# Directions for this task
Can you print the data exactly and leave out each image?
..........
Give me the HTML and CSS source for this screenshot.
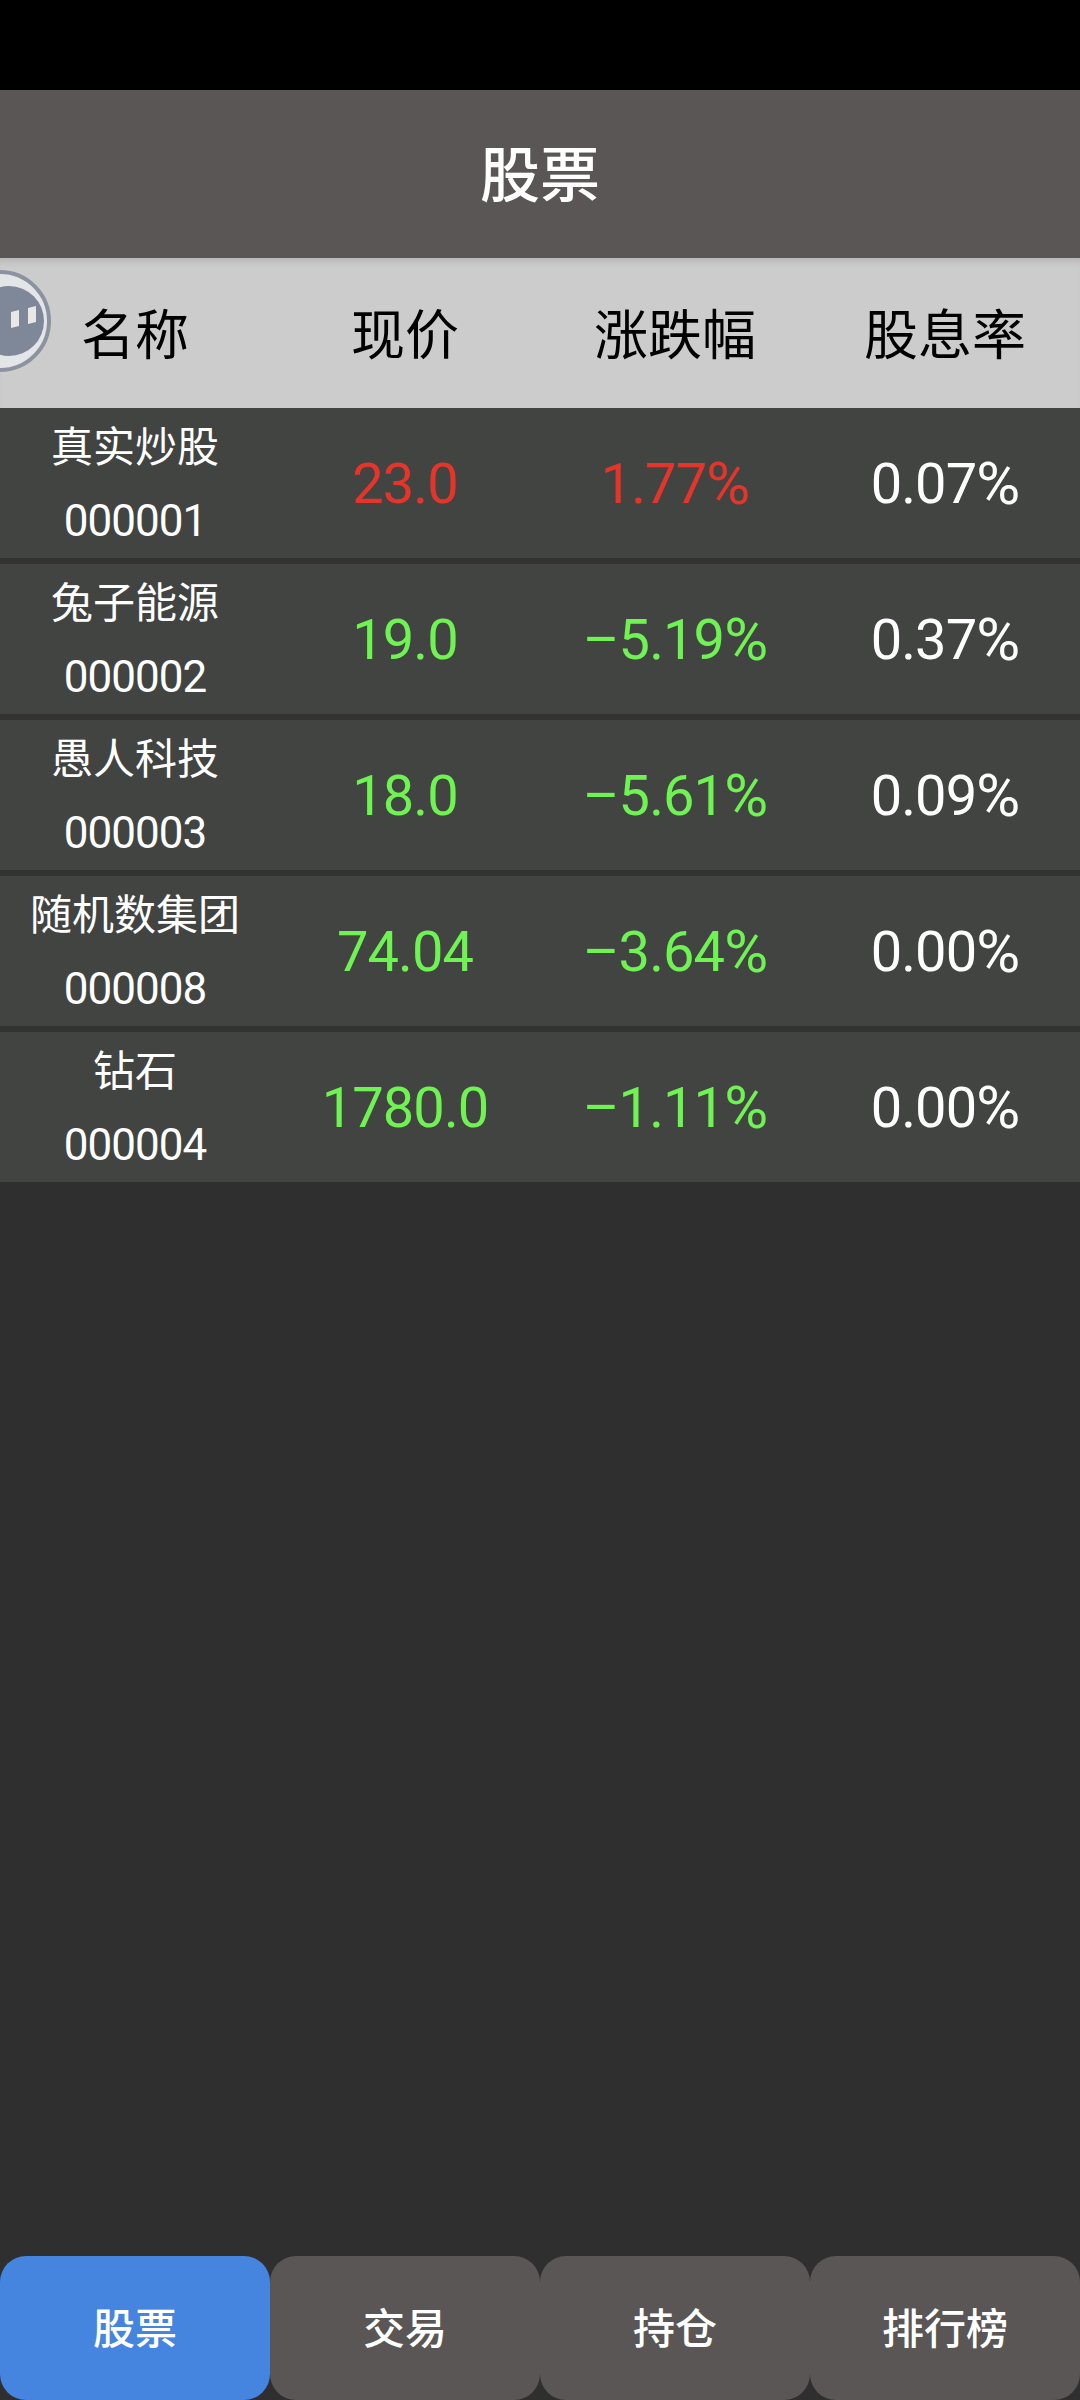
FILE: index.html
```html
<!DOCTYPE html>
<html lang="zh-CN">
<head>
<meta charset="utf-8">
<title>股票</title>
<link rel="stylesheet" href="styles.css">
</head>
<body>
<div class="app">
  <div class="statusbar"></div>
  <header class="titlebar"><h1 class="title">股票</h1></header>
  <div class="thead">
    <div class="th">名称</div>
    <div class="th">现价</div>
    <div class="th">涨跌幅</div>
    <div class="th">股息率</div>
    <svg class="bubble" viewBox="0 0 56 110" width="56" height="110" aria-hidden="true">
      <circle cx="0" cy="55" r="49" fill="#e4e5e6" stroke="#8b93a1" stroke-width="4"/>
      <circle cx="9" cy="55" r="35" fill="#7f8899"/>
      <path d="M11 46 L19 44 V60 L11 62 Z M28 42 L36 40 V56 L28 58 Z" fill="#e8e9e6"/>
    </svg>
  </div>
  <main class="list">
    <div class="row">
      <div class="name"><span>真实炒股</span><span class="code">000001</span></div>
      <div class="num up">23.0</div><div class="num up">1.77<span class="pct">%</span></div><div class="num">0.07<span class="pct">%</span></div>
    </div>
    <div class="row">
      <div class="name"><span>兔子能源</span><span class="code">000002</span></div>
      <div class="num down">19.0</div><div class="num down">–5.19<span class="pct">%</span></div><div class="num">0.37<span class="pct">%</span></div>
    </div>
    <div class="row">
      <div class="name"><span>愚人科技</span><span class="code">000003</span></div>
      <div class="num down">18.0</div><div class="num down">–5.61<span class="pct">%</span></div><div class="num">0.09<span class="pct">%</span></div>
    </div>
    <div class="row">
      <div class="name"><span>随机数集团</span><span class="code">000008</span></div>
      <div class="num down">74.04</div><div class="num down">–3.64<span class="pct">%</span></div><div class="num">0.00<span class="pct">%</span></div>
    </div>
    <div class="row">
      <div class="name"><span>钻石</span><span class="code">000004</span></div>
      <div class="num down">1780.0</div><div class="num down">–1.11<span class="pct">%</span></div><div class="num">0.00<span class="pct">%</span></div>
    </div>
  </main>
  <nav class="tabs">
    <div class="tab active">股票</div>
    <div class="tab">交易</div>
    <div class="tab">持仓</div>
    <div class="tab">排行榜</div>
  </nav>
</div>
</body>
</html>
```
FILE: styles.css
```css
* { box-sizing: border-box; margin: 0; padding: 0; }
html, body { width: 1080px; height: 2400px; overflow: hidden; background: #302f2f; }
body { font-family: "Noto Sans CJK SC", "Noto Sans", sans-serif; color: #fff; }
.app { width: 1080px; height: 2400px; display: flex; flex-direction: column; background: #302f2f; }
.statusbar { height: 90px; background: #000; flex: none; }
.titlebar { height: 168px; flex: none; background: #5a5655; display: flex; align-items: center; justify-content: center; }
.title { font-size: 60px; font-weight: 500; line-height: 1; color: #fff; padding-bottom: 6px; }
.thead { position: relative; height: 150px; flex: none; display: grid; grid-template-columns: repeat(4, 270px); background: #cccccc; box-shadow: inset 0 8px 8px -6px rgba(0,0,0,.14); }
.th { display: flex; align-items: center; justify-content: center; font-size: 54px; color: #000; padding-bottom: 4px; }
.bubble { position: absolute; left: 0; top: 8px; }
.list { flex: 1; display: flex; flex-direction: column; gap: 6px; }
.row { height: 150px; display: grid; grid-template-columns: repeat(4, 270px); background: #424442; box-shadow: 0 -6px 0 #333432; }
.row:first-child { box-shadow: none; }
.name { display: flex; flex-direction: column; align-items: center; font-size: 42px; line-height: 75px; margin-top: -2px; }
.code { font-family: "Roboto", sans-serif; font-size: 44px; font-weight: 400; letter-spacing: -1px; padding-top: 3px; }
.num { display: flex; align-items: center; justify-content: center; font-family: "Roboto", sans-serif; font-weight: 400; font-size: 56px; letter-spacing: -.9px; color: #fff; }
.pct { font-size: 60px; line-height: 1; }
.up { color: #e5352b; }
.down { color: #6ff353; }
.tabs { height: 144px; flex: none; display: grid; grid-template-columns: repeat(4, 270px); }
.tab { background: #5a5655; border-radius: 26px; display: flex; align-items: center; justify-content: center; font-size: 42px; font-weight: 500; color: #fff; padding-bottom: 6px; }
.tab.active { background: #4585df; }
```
..........
# Solution to this exercise
Give me the HTML and CSS source for this screenshot.
FILE: index.html
```html
<!DOCTYPE html>
<html lang="zh-CN">
<head>
<meta charset="utf-8">
<title>股票</title>
<link rel="stylesheet" href="styles.css">
</head>
<body>
<div class="app">
  <div class="statusbar"></div>
  <header class="titlebar"><h1 class="title">股票</h1></header>
  <div class="thead">
    <div class="th">名称</div>
    <div class="th">现价</div>
    <div class="th">涨跌幅</div>
    <div class="th">股息率</div>
    <svg class="bubble" viewBox="0 0 56 110" width="56" height="110" aria-hidden="true">
      <circle cx="0" cy="55" r="49" fill="#e4e5e6" stroke="#8b93a1" stroke-width="4"/>
      <circle cx="9" cy="55" r="35" fill="#7f8899"/>
      <path d="M11 46 L19 44 V60 L11 62 Z M28 42 L36 40 V56 L28 58 Z" fill="#e8e9e6"/>
    </svg>
  </div>
  <main class="list">
    <div class="row">
      <div class="name"><span>真实炒股</span><span class="code">000001</span></div>
      <div class="num up">23.0</div><div class="num up">1.77<span class="pct">%</span></div><div class="num">0.07<span class="pct">%</span></div>
    </div>
    <div class="row">
      <div class="name"><span>兔子能源</span><span class="code">000002</span></div>
      <div class="num down">19.0</div><div class="num down">–5.19<span class="pct">%</span></div><div class="num">0.37<span class="pct">%</span></div>
    </div>
    <div class="row">
      <div class="name"><span>愚人科技</span><span class="code">000003</span></div>
      <div class="num down">18.0</div><div class="num down">–5.61<span class="pct">%</span></div><div class="num">0.09<span class="pct">%</span></div>
    </div>
    <div class="row">
      <div class="name"><span>随机数集团</span><span class="code">000008</span></div>
      <div class="num down">74.04</div><div class="num down">–3.64<span class="pct">%</span></div><div class="num">0.00<span class="pct">%</span></div>
    </div>
    <div class="row">
      <div class="name"><span>钻石</span><span class="code">000004</span></div>
      <div class="num down">1780.0</div><div class="num down">–1.11<span class="pct">%</span></div><div class="num">0.00<span class="pct">%</span></div>
    </div>
  </main>
  <nav class="tabs">
    <div class="tab active">股票</div>
    <div class="tab">交易</div>
    <div class="tab">持仓</div>
    <div class="tab">排行榜</div>
  </nav>
</div>
</body>
</html>
```
FILE: styles.css
```css
* { box-sizing: border-box; margin: 0; padding: 0; }
html, body { width: 1080px; height: 2400px; overflow: hidden; background: #302f2f; }
body { font-family: "Noto Sans CJK SC", "Noto Sans", sans-serif; color: #fff; }
.app { width: 1080px; height: 2400px; display: flex; flex-direction: column; background: #302f2f; }
.statusbar { height: 90px; background: #000; flex: none; }
.titlebar { height: 168px; flex: none; background: #5a5655; display: flex; align-items: center; justify-content: center; }
.title { font-size: 60px; font-weight: 500; line-height: 1; color: #fff; padding-bottom: 6px; }
.thead { position: relative; height: 150px; flex: none; display: grid; grid-template-columns: repeat(4, 270px); background: #cccccc; box-shadow: inset 0 8px 8px -6px rgba(0,0,0,.14); }
.th { display: flex; align-items: center; justify-content: center; font-size: 54px; color: #000; padding-bottom: 4px; }
.bubble { position: absolute; left: 0; top: 8px; }
.list { flex: 1; display: flex; flex-direction: column; gap: 6px; }
.row { height: 150px; display: grid; grid-template-columns: repeat(4, 270px); background: #424442; box-shadow: 0 -6px 0 #333432; }
.row:first-child { box-shadow: none; }
.name { display: flex; flex-direction: column; align-items: center; font-size: 42px; line-height: 75px; margin-top: -2px; }
.code { font-family: "Roboto", sans-serif; font-size: 44px; font-weight: 400; letter-spacing: -1px; padding-top: 3px; }
.num { display: flex; align-items: center; justify-content: center; font-family: "Roboto", sans-serif; font-weight: 400; font-size: 56px; letter-spacing: -.9px; color: #fff; }
.pct { font-size: 60px; line-height: 1; }
.up { color: #e5352b; }
.down { color: #6ff353; }
.tabs { height: 144px; flex: none; display: grid; grid-template-columns: repeat(4, 270px); }
.tab { background: #5a5655; border-radius: 26px; display: flex; align-items: center; justify-content: center; font-size: 42px; font-weight: 500; color: #fff; padding-bottom: 6px; }
.tab.active { background: #4585df; }
```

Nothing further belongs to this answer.